President John F. Kennedy visited Tampa on November 18, 1963, and his motorcade traveled about five miles down Grand Central Avenue through the center of the business district. He would be assassinated in Dallas four days later on November 22. The following year, Grand Central Avenue was renamed in Kennedy's honor by the unanimous vote of Tampa City Council. According to Kennedy Library records, Kennedy's public exposure in Tampa was only the second-longest during his entire presidency, after that of his visit earlier that year to Berlin, Germany.
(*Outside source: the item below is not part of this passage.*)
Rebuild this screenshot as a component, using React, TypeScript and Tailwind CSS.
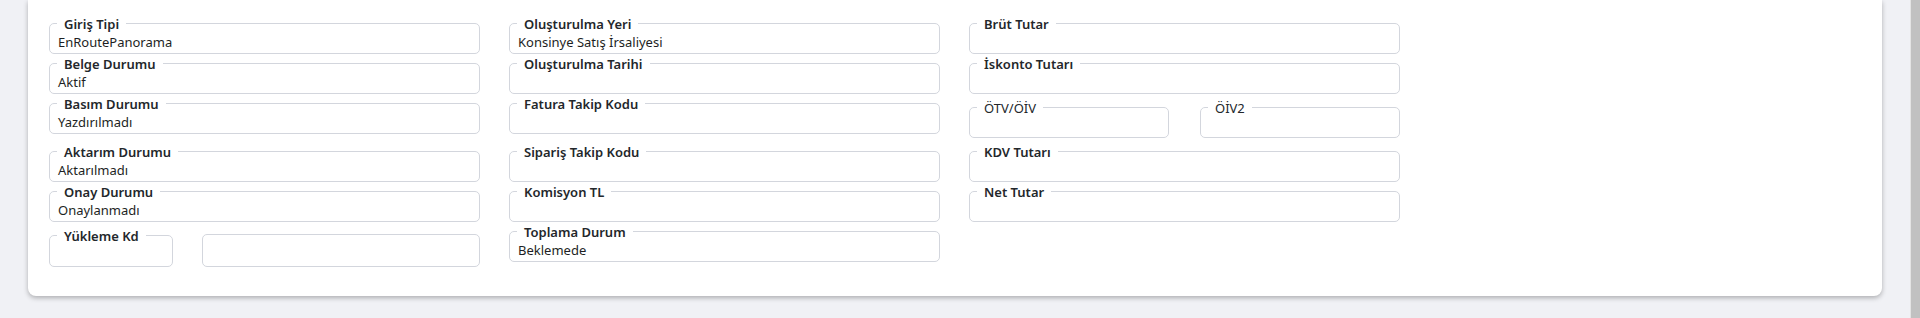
import React from "react"

type FieldProps = {
	label: string
	value?: string
	light?: boolean
	className?: string
}

const Field: React.FC<FieldProps> = ({ label, value, light, className }) => (
	<fieldset className={`border border-[#d3d6dd] rounded-[5px] pl-[7px] pr-2 min-w-0 ${className ?? ""}`}>
		<legend
			className={`px-[7px] pt-[2px] text-[13px] leading-[17px] text-[#23272b] ${light ? "font-normal" : "font-semibold"}`}
		>
			{label}
		</legend>
		<div className="h-[20px] leading-[18px] pl-px text-[13px] text-[#1d1f24] whitespace-nowrap">{value}</div>
	</fieldset>
)

const App: React.FC = () => {
	return (
		<div className="flex h-[318px] w-[1920px] bg-[#f0f1f5] font-['Noto_Sans','Open_Sans',sans-serif]">
			<div className="flex-1">
				<div className="mx-[28px] bg-white rounded-b-[8px] shadow-[0_2px_5px_rgba(0,0,0,0.28)] pt-[14px] pb-[29px] pl-[21px]">
					<div className="grid grid-cols-[431px_431px_431px] gap-x-[29px] items-start">
						<Field label="Giriş Tipi" value="EnRoutePanorama" />
						<Field label="Oluşturulma Yeri" value="Konsinye Satış İrsaliyesi" />
						<Field label="Brüt Tutar" />

						<Field label="Belge Durumu" value="Aktif" />
						<Field label="Oluşturulma Tarihi" />
						<Field label="İskonto Tutarı" />

						<Field label="Basım Durumu" value="Yazdırılmadı" />
						<Field label="Fatura Takip Kodu" />
						<div className="grid grid-cols-2 gap-x-[31px] py-1">
							<Field label="ÖTV/ÖİV" light />
							<Field label="ÖİV2" light />
						</div>

						<Field label="Aktarım Durumu" value="Aktarılmadı" />
						<Field label="Sipariş Takip Kodu" />
						<Field label="KDV Tutarı" />

						<Field label="Onay Durumu" value="Onaylanmadı" />
						<Field label="Komisyon TL" />
						<Field label="Net Tutar" />

						<div className="grid grid-cols-[124px_1fr] gap-x-[29px] items-start pt-1">
							<Field label="Yükleme Kd" className="h-[41px]" />
							<div className="mt-[8px] h-[33px] border border-[#d3d6dd] rounded-[5px]" />
						</div>
						<Field label="Toplama Durum" value="Beklemede" />
						<div />
					</div>
				</div>
			</div>
			<div className="w-[10px] bg-[#c1c1c1] border-l border-[#e4e4e4]" />
		</div>
	)
}

export default App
The studio for television station WTVT is located on Kennedy Blvd. near MacDill Avenue and Henderson Boulevard. On the day of President Kennedy's visit to Tampa, a live television camera perched atop the station's front portico captured the Presidential motorcade as it whizzed eastward on then Grand Central Avenue on its way through downtown Tampa and on to Tampa's Ft. Homer W. Hesterly Armory. At the time, live remotes from multiple locations were a rarity for local stations and so that part of the motorcade was all of his visit that many Tampa Bay area residents could witness by television.

About the same time that Grand Central Avenue was renamed, a group of Tampa community activists headed by Robert Florio (the local Democratic Party Chairman) pooled resources to commission a life-sized statue of the slain President by a prominent Italian artist. The piece was shipped to the United States in mid-1964 and erected at a site at Plant Park on the University of Tampa campus at Hyde Park Avenue, where the statue faces Kennedy Boulevard.